One of the things that I particularly like about the various aspects of my profession is that everything I do goes to inform something else.  What I learned in the past as a singer has informed my present as a composer of vocal music (other genres are available, of course), while experience in the orchestra pit has shaped me as a conductor.

There are many other facets of musical life that somehow come together in the spider’s web that is a musician’s career.  At a study day on Saturday with the University of London Church Choir, looking at Duruflé’s Requiem I was able to draw on my experience of his music as organist, singer, conductor, composer, analyst, and also as a visitor to Solesmes, where their research on chant had such an impact on that work.

Remembering that visit to Solesmes, made with the gentlemen of St. George’s Cathedral, has made me a little wistful over the past few days, for another of that heavenly host shuffled off this mortal coil over the summer, and the news only reached those of us who remain a couple of weeks ago.  Together with Nick Gale, who I  remembered last night as I drove past the school where we used to teach together, two of the driving characters behind that visit are no longer with us.

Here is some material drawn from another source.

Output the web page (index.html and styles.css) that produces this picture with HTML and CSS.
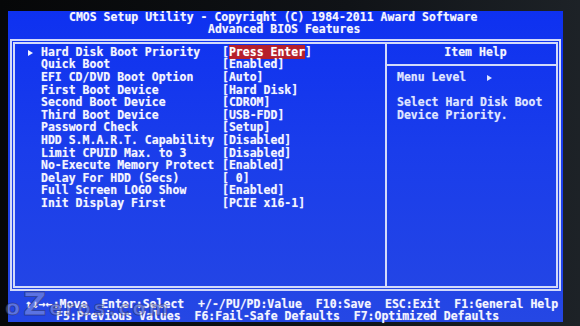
FILE: index.html
```html
<!DOCTYPE html>
<html lang="en">
<head>
  <meta charset="UTF-8" />
  <meta name="viewport" content="width=device-width, initial-scale=1.0" />
  <title>Advanced BIOS Features</title>
  <link rel="stylesheet" href="styles.css">
</head>
<body>
  <div class="screen">
    <!-- Title -->
    <header class="title">
      <div class="title-main">CMOS Setup Utility - Copyright (C) 1984-2011 Award Software</div>
      <div class="title-sub">Advanced BIOS Features</div>
    </header>

    <div class="frame">
      <!-- Menu items -->
      <div class="menu">
        <div class="item"><span class="pointer"><i class="tri"></i></span><span class="name">Hard Disk Boot Priority</span><span class="value">[<span class="selected">Press Enter</span>]</span></div>
        <div class="item"><span class="pointer"></span><span class="name">Quick Boot</span><span class="value">[Enabled]</span></div>
        <div class="item"><span class="pointer"></span><span class="name">EFI CD/DVD Boot Option</span><span class="value">[Auto]</span></div>
        <div class="item"><span class="pointer"></span><span class="name">First Boot Device</span><span class="value">[Hard Disk]</span></div>
        <div class="item"><span class="pointer"></span><span class="name">Second Boot Device</span><span class="value">[CDROM]</span></div>
        <div class="item"><span class="pointer"></span><span class="name">Third Boot Device</span><span class="value">[USB-FDD]</span></div>
        <div class="item"><span class="pointer"></span><span class="name">Password Check</span><span class="value">[Setup]</span></div>
        <div class="item"><span class="pointer"></span><span class="name">HDD S.M.A.R.T. Capability</span><span class="value">[Disabled]</span></div>
        <div class="item"><span class="pointer"></span><span class="name">Limit CPUID Max. to 3</span><span class="value">[Disabled]</span></div>
        <div class="item"><span class="pointer"></span><span class="name">No-Execute Memory Protect</span><span class="value">[Enabled]</span></div>
        <div class="item"><span class="pointer"></span><span class="name">Delay For HDD (Secs)</span><span class="value">[ 0]</span></div>
        <div class="item"><span class="pointer"></span><span class="name">Full Screen LOGO Show</span><span class="value">[Enabled]</span></div>
        <div class="item"><span class="pointer"></span><span class="name">Init Display First</span><span class="value">[PCIE x16-1]</span></div>
      </div>

      <!-- Item help -->
      <div class="help">
        <div class="help-head">Item Help</div>
        <div class="help-body">
          <div class="help-line">Menu Level   <i class="tri"></i></div>
          <div class="help-line">&nbsp;</div>
          <div class="help-line">Select Hard Disk Boot</div>
          <div class="help-line">Device Priority.</div>
        </div>
      </div>
    </div>

    <!-- Key bar -->
    <footer class="keys">
      <div class="keys-top">↑↓→←:Move  Enter:Select  +/-/PU/PD:Value  F10:Save  ESC:Exit  F1:General Help</div>
      <div class="keys-bottom">F5:Previous Values  F6:Fail-Safe Defaults  F7:Optimized Defaults</div>
    </footer>

    <div class="watermark"><span class="wm-o">o</span><span class="wm-z">Z</span>eros.com</div>
  </div>
</body>
</html>
```

FILE: styles.css
```css
* {
  box-sizing: border-box;
}

body {
  margin: 0;
  width: 580px;
  height: 326px;
  overflow: hidden;
  background: linear-gradient(to right, #060708 0%, #101317 60%, #1d2227 100%);
  font-family: "DejaVu Sans Mono", "Liberation Mono", monospace;
  font-weight: bold;
  font-size: 11.5px;
  color: #f4f5ff;
}

.screen {
  position: relative;
  margin: 11px 0 0 8px;
  width: 555px;
  height: 311px;
  background: linear-gradient(to bottom, #0e31f0 0%, #1a3deb 45%, #2547e4 100%);
  text-shadow: 0 0 1px rgba(255, 255, 255, 0.45);
}

/* Title */

.title {
  line-height: 12.4px;
}

.title-main,
.title-sub {
  white-space: pre;
}

.title-main {
  padding-left: 61px;
}

.title-sub {
  padding-left: 200px;
}

/* Frame */

.frame {
  display: flex;
  margin: 3px 2px 0 2px;
  height: 252px;
  border: 5px double #d3dafa;
}

.menu {
  width: 372px;
  padding-top: 2px;
  border-right: 2px solid #d3dafa;
}

.item {
  display: flex;
  height: 12.6px;
  line-height: 12.6px;
  white-space: pre;
}

.pointer {
  width: 26px;
  padding-left: 13px;
}

.name {
  width: 181px;
}

.selected {
  background: #b61f2b;
  color: #ffffff;
}

.tri {
  display: inline-block;
  width: 0;
  height: 0;
  border-left: 5px solid #f4f5ff;
  border-top: 3px solid transparent;
  border-bottom: 3px solid transparent;
  vertical-align: 0;
}

.help {
  flex: 1;
}

.help-head {
  height: 22px;
  padding-top: 2px;
  line-height: 12.6px;
  text-align: center;
  padding-left: 8px;
  border-bottom: 2px solid #d3dafa;
}

.help-body {
  padding: 5px 0 0 10px;
  color: #dfe5ff;
}

.help-line {
  height: 12.6px;
  line-height: 12.6px;
  white-space: pre;
}

.help-line .tri {
  border-left-color: #dfe5ff;
}

/* Key bar */

.keys {
  margin-top: 7px;
  line-height: 12.5px;
}

.keys-top,
.keys-bottom {
  white-space: pre;
}

.keys-top {
  padding-left: 17px;
}

.keys-bottom {
  padding-left: 48px;
}

/* Photo watermark */

.watermark {
  position: absolute;
  left: -3px;
  bottom: 3px;
  font-family: "DejaVu Sans", sans-serif;
  font-weight: bold;
  font-size: 19px;
  line-height: 22px;
  letter-spacing: 3px;
  color: rgba(185, 190, 225, 0.4);
  -webkit-text-stroke: 1px rgba(30, 34, 70, 0.45);
  text-shadow: none;
}

.wm-o {
  font-size: 22px;
}

.wm-z {
  font-size: 32px;
}
```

There has been a little too much coil-shuffling of late, especially in these past two weeks, but where Nick and that other member of St. George’s are concerned I was thrilled to find that an acquaintance had kept a copy of a long sequence of correspondence between the two.  Nick and Mark, at different ends of the internet, contrived to invent various characters and a wholly fictional and riotous discussion about certain composers from Doncaster and the surrounding area.

Even thinking about that correspondence makes me smile, and a friend mentioned that he could hear both of them cackling in his head as he reread it, imagining them attempting to out-invent the other.  Eventually the administrators of the unfortunate forum where this was all taking place got involved and told them to stop, but not before the story of Eartha Constanza Postlouthwaite had reached epic proportions.